#### Exercise inputs
———

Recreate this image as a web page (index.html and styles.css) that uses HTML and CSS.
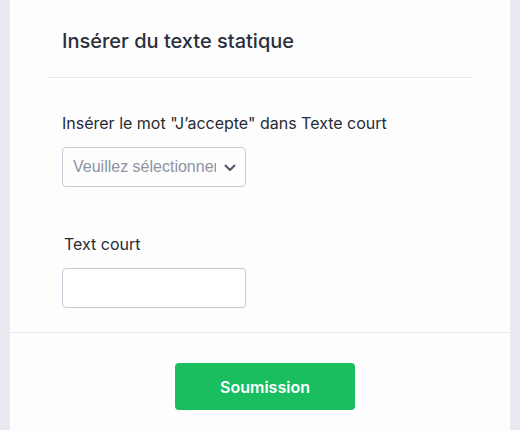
FILE: index.html
```html
<!DOCTYPE html>
<html lang="fr">
<head>
  <meta charset="UTF-8">
  <title>Insérer du texte statique</title>
  <link rel="stylesheet" href="styles.css">
</head>
<body>
  <div class="panneau">
    <div class="entete">
      <h2 class="titre">Insérer du texte statique</h2>
    </div>
    <div class="corps">
      <div class="champ">
        <label class="etiquette">Insérer le mot "J’accepte" dans Texte court</label>
        <div class="selection">
          <span class="placeholder">Veuillez sélectionner</span>
          <svg class="chevron" width="14" height="9" viewBox="0 0 14 9"><path d="M2.5 2.5l4.5 4.5 4.5-4.5" fill="none" stroke="#4b5563" stroke-width="2" stroke-linecap="round" stroke-linejoin="round"/></svg>
        </div>
      </div>
      <div class="champ champ-texte">
        <label class="etiquette">Text court</label>
        <input class="saisie" type="text">
      </div>
    </div>
    <div class="pied">
      <button class="bouton">Soumission</button>
    </div>
  </div>
</body>
</html>
```

FILE: styles.css
```css
body {
  margin: 0;
  padding: 0 10px;
  background: #e9eaef;
  font-family: Inter, "Noto Sans", sans-serif;
  color: #2b2f36;
}

.panneau {
  background: #fdfdfd;
  height: 430px;
  display: flex;
  flex-direction: column;
}

.entete {
  margin: 0 38px;
  padding: 28px 14px 23px;
  border-bottom: 1px solid #e8e9ee;
}

.titre {
  margin: 0;
  font-size: 20px;
  font-weight: 500;
  line-height: 26px;
  color: #2a2f3b;
}

.corps {
  padding: 35px 52px 24px;
}

.champ {
  display: flex;
  flex-direction: column;
  align-items: flex-start;
}

.champ-texte {
  margin-top: 47px;
}

.champ-texte .etiquette {
  padding-left: 2px;
}

.etiquette {
  font-size: 16px;
  line-height: 20px;
  margin-bottom: 14px;
  color: #262b35;
}

.selection {
  box-sizing: border-box;
  width: 184px;
  height: 40px;
  border: 1px solid #c6ccd7;
  border-radius: 4px;
  display: flex;
  align-items: center;
  padding: 0 8px 0 10px;
  gap: 7px;
  overflow: hidden;
}

.placeholder {
  flex: 1;
  white-space: nowrap;
  overflow: hidden;
  font-family: "Liberation Sans", Arial, sans-serif;
  font-size: 16px;
  color: #8c93a1;
}

.chevron {
  flex-shrink: 0;
}

.saisie {
  box-sizing: border-box;
  width: 184px;
  height: 40px;
  border: 1px solid #c6ccd7;
  border-radius: 4px;
  background: #fff;
  margin: 0;
}

.pied {
  border-top: 1px solid #e8e9ee;
  display: flex;
  justify-content: center;
  padding: 30px 0 0 10px;
}

.bouton {
  width: 180px;
  height: 47px;
  border: none;
  border-radius: 4px;
  background: #19be5f;
  color: #fff;
  font-family: Inter, "Noto Sans", sans-serif;
  font-size: 16px;
  font-weight: 600;
  cursor: pointer;
}
```
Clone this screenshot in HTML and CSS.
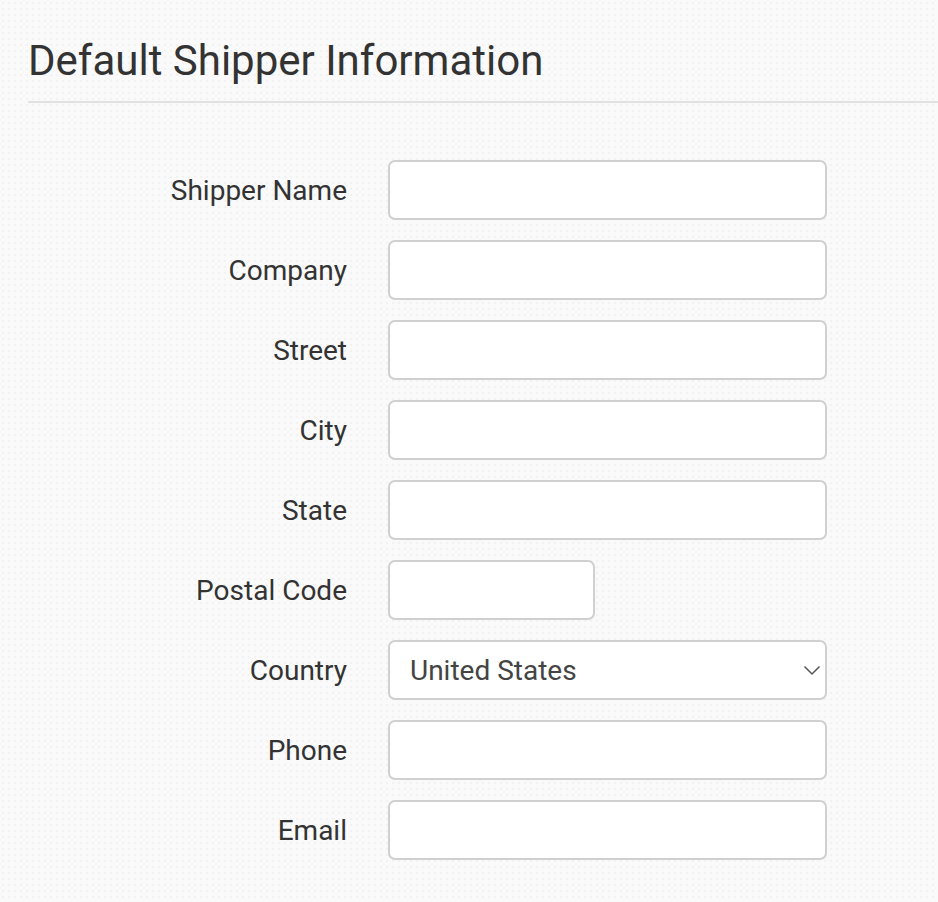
FILE: index.html
```html
<!DOCTYPE html>
<html lang="en">
<head>
<meta charset="utf-8">
<title>Default Shipper Information</title>
<link rel="stylesheet" href="styles.css">
</head>
<body>
<div class="page">
  <h1 class="title">Default Shipper Information</h1>
  <div class="rule"></div>
  <form class="form">
    <label class="label" for="f-name">Shipper Name</label>
    <input class="field" id="f-name" type="text">
    <label class="label" for="f-company">Company</label>
    <input class="field" id="f-company" type="text">
    <label class="label" for="f-street">Street</label>
    <input class="field" id="f-street" type="text">
    <label class="label" for="f-city">City</label>
    <input class="field" id="f-city" type="text">
    <label class="label" for="f-state">State</label>
    <input class="field" id="f-state" type="text">
    <label class="label" for="f-postal">Postal Code</label>
    <input class="field field-short" id="f-postal" type="text">
    <label class="label" for="f-country">Country</label>
    <div class="select-wrap">
      <select class="field select" id="f-country">
        <option>United States</option>
        <option>Canada</option>
        <option>Mexico</option>
      </select>
      <svg class="chevron" width="18" height="11" viewBox="0 0 18 11"><path d="M1.5 1.5 L9 9 L16.5 1.5" fill="none" stroke="#555" stroke-width="1.5"/></svg>
    </div>
    <label class="label" for="f-phone">Phone</label>
    <input class="field" id="f-phone" type="text">
    <label class="label" for="f-email">Email</label>
    <input class="field" id="f-email" type="text">
  </form>
</div>
</body>
</html>
```
FILE: styles.css
```css
html, body {
  margin: 0;
  padding: 0;
}
body {
  width: 938px;
  height: 902px;
  overflow: hidden;
  background-color: #fafafa;
  background-image: radial-gradient(circle at 50% 50%, #f2f2f2 0 1.3px, transparent 1.6px);
  background-size: 6px 6px;
  font-family: Roboto, "Liberation Sans", Arial, sans-serif;
  color: #333;
}
.page {
  padding: 36px 0 0 28px;
}
.title {
  margin: 0;
  font-size: 42px;
  font-weight: 400;
  line-height: 50px;
  color: #333;
}
.rule {
  height: 2px;
  background: #e1e1e1;
  margin-top: 15px;
}
.form {
  display: grid;
  grid-template-columns: 319px 439px;
  column-gap: 41px;
  row-gap: 20px;
  align-items: center;
  margin-top: 57px;
}
.label {
  text-align: right;
  font-size: 28px;
  color: #333;
}
.field {
  box-sizing: border-box;
  height: 60px;
  width: 439px;
  border: 2px solid #d0d0d0;
  border-radius: 7px;
  background: #fff;
  font-family: inherit;
  font-size: 28px;
  color: #444;
  padding: 0 20px;
  margin: 0;
  outline: none;
}
.field-short {
  width: 207px;
}
.select-wrap {
  position: relative;
  width: 439px;
  height: 60px;
}
.select {
  appearance: none;
  -webkit-appearance: none;
  padding-left: 20px;
}
.chevron {
  position: absolute;
  right: 6px;
  top: 25px;
  pointer-events: none;
}
```
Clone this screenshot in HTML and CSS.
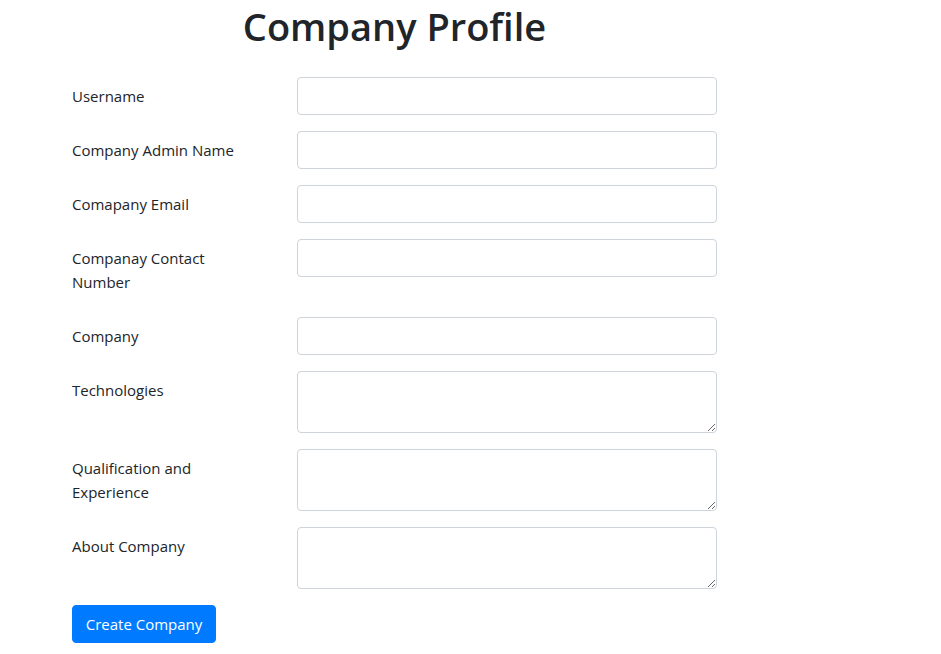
FILE: index.html
```html
<!DOCTYPE html>
<html>
<head>
<meta charset="utf-8">
<link rel="stylesheet" href="styles.css">
</head>
<body>
<div class="wrap">
  <h1 class="title">Company Profile</h1>
  <form class="form">
    <div class="row"><label class="lbl">Username</label><div class="field"><input class="ctl" type="text"></div></div>
    <div class="row"><label class="lbl">Company Admin Name</label><div class="field"><input class="ctl" type="text"></div></div>
    <div class="row"><label class="lbl">Comapany Email</label><div class="field"><input class="ctl" type="text"></div></div>
    <div class="row"><label class="lbl">Companay Contact Number</label><div class="field"><input class="ctl" type="text"></div></div>
    <div class="row"><label class="lbl">Company</label><div class="field"><input class="ctl" type="text"></div></div>
    <div class="row"><label class="lbl">Technologies</label><div class="field"><textarea class="ctl area" rows="2"></textarea></div></div>
    <div class="row"><label class="lbl">Qualification and Experience</label><div class="field"><textarea class="ctl area" rows="2"></textarea></div></div>
    <div class="row"><label class="lbl">About Company</label><div class="field"><textarea class="ctl area" rows="2"></textarea></div></div>
    <div class="btnrow"><button type="button" class="btn">Create Company</button></div>
  </form>
</div>
</body>
</html>
```
FILE: styles.css
```css
html, body {
  margin: 0;
  padding: 0;
  background: #fff;
}
body {
  font-family: "Open Sans", "Noto Sans", sans-serif;
  font-size: 15px;
  line-height: 24px;
  color: #212529;
}
.wrap {
  margin-left: 57px;
  width: 675px;
}
.title {
  margin: 0 0 31px 0;
  padding-top: 6px;
  font-size: 38px;
  line-height: 40px;
  font-weight: 600;
  text-align: center;
  color: #212529;
}
.form {
  display: flex;
  flex-direction: column;
}
.row {
  display: flex;
  margin-bottom: 16px;
}
.lbl {
  width: 180px;
  padding: 7px 30px 7px 15px;
  flex: none;
}
.field {
  flex: 1;
  padding: 0 15px;
}
.ctl {
  display: block;
  box-sizing: border-box;
  width: 420px;
  height: 38px;
  padding: 6px 12px;
  border: 1px solid #ced4da;
  border-radius: 4px;
  background: #fff;
  font: inherit;
  margin: 0;
}
.area {
  height: 62px;
  resize: vertical;
}
.btnrow {
  padding: 0 15px;
}
.btn {
  background: #007bff;
  color: #fff;
  border: 1px solid #007bff;
  border-radius: 4px;
  height: 38px;
  padding: 0 12px;
  font-family: inherit;
  font-size: 15px;
  line-height: 24px;
  width: 144px;
}
```
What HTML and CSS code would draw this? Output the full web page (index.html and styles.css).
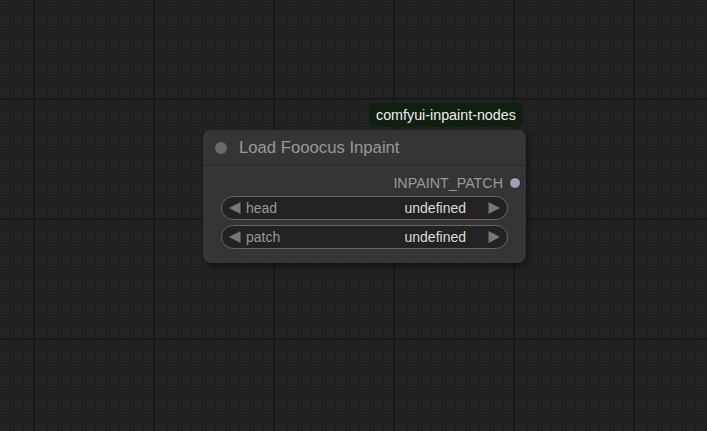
FILE: index.html
```html
<!DOCTYPE html>
<html lang="en">
<head>
    <meta charset="UTF-8">
    <title>Load Fooocus Inpaint</title>
    <link rel="stylesheet" href="styles.css">
</head>
<body>
    <div class="canvas">
        <div class="badge">comfyui-inpaint-nodes</div>
        <div class="node">
            <div class="title">
                <span class="title-dot"></span>
                <span class="title-text">Load Fooocus Inpaint</span>
            </div>
            <div class="body">
                <div class="output">
                    <span>INPAINT_PATCH</span>
                    <span class="slot"></span>
                </div>
                <div class="widget">
                    <svg class="arrow" width="12" height="12" viewBox="0 0 12 12"><polygon points="11.5,0 11.5,12 0,6"/></svg>
                    <span class="label">head</span>
                    <span class="value">undefined</span>
                    <svg class="arrow" width="12" height="12" viewBox="0 0 12 12"><polygon points="0.5,0 0.5,12 12,6"/></svg>
                </div>
                <div class="widget">
                    <svg class="arrow" width="12" height="12" viewBox="0 0 12 12"><polygon points="11.5,0 11.5,12 0,6"/></svg>
                    <span class="label">patch</span>
                    <span class="value">undefined</span>
                    <svg class="arrow" width="12" height="12" viewBox="0 0 12 12"><polygon points="0.5,0 0.5,12 12,6"/></svg>
                </div>
            </div>
        </div>
    </div>
</body>
</html>
```

FILE: styles.css
```css
html,body{
    margin:0;
    height:100%;
}
body{
    font-family:"Liberation Sans",Arial,sans-serif;
    background-color:#222;
    overflow:hidden;
}
.canvas{
    position:relative;
    width:100%;
    height:100%;
    background-color:#222;
    background-image:
        linear-gradient(to right,#191919 2px,transparent 2px),
        linear-gradient(to bottom,#191919 2px,transparent 2px),
        linear-gradient(to right,#1c1c1c 1px,transparent 1px),
        linear-gradient(to bottom,#1c1c1c 1px,transparent 1px);
    background-size:120px 120px,120px 120px,12px 12px,12px 12px;
    background-position:33px 98px,33px 98px,10px 3px,10px 3px;
}
.badge{
    position:absolute;
    left:369px;
    top:103px;
    height:24px;
    padding:0 7px;
    border-radius:6px;
    background-color:#0f1f10;
    color:#eee;
    font-size:14.3px;
    line-height:24px;
}
.node{
    position:absolute;
    left:203px;
    top:130px;
    width:323px;
    height:133px;
    border-radius:8px;
    background-color:#353535;
    box-shadow:2px 3px 5px rgba(0,0,0,0.45);
}
.title{
    display:flex;
    align-items:center;
    height:35px;
    padding-left:12px;
    border-bottom:1px solid #2a2a2a;
}
.title-dot{
    width:12px;
    height:12px;
    border-radius:50%;
    background-color:#6a6a6a;
}
.title-text{
    margin-left:12px;
    color:#999;
    font-size:16.7px;
}
.body{
    padding:7px 18px 0;
}
.output{
    display:flex;
    justify-content:flex-end;
    align-items:center;
    gap:6px;
    height:20px;
    margin-right:-12px;
    color:#999;
    font-size:14.3px;
}
.slot{
    width:10px;
    height:10px;
    margin-right:-1px;
    border-radius:50%;
    background-color:#a0a0b8;
    border:1px solid #1e1e1e;
}
.widget{
    display:flex;
    align-items:center;
    height:22px;
    margin-top:3px;
    padding:0 7px;
    border:1px solid #666;
    border-radius:12px;
    background-color:#222;
    font-size:14px;
}
.widget + .widget{
    margin-top:5px;
}
.arrow{
    fill:#777;
}
.label{
    flex:1;
    margin-left:5px;
    color:#999;
}
.value{
    margin-right:22px;
    color:#ddd;
}
```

———

#### The task
Write out every line of the entries that holds the word "page".

#### Full solution
Recreate this image as a web page (index.html and styles.css) that uses HTML and CSS.
<div class="page">
.page {
What HTML and CSS code would draw this? Output the full web page (index.html and styles.css).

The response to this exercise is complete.